What to Do If the Backtest Fails
When a backtest fails, there are a number of possible causes that need to be taken into consideration:
The Wrong Return Distribution
If the VaR methodology assumes a return distribution (e.g., a normal distribution of returns), it’s possible that the model distribution is not a good fit to the actual distribution. Statistical goodness-of-fit tests can be used to check that the model distribution fits the actual observed data. Alternatively, a VaR methodology that does not require a distribution assumption can be used.
A Misspecified VaR Model
If the VaR model captures, say, only equity market risk while the investment portfolio is exposed to other risks such as interest rate risk or foreign exchange risk, the model is misspecified. In addition, if the VaR model fails to capture the correlations between the risks, it is considered to be misspecified. This can be rectified by including all the applicable risks and associated correlations in the model. It is important to reevaluate the VaR model whenever new risks are added to a portfolio.
Measurement of Actual Losses
The actual portfolio losses must be representative of risks that can be modeled. More specifically, the actual losses must exclude any fees or other such costs or income. Losses that represent only risks that can be modeled are referred to as “clean losses.” Those that include fees and other such items are known as “dirty losses.” Backtesting must always be done using clean losses to ensure a like-for-like comparison.
It’s important not to rely on a VaR model simply because it passes a backtest. Although VaR offers useful information about worst case risk exposure, it is heavily reliant on the return distribution employed, particularly the tail of the distribution. Since tail events are so infrequent, some practitioners argue that any attempts to measure tail probabilities based on historical observation are inherently flawed.

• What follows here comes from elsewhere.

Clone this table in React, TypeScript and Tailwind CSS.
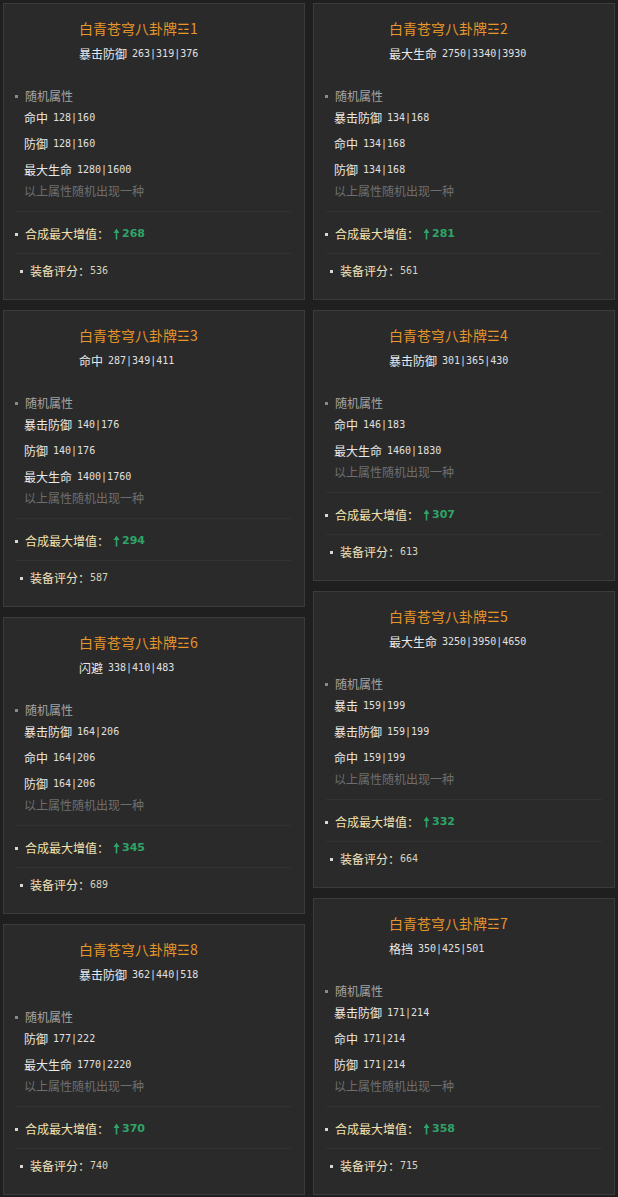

According to Reuters, “VaR came in for heated criticism following the financial crisis as many models failed to predict the extent of the losses that devastated many large banks in 2007 and 2008.”
The reason? The markets had not experienced a similar event, so it wasn’t captured in the tails of the distributions that were used. After the 2007 financial crisis, it also became clear that VaR models are incapable of capturing all risks; for example, basis risk. These additional risks are referred to as “risk not in VaR” or RNiV.
In an attempt to address these inadequacies, risk managers supplement the VaR measure with other risk measures and other techniques such as stress testing.
The Bottom Line
Value-at-Risk (VaR) is a measure of worst case losses over a specified time period with a certain level of confidence. The measurement of VaR hinges on the distribution of investment returns. In order to test whether or not the model accurately represents reality, backtesting can be carried out. A failed backtest means that the VaR model must be reevaluated. However, a VaR model that passes a backtest should still be supplemented with other risk measures due to the shortcomings of VaR modeling.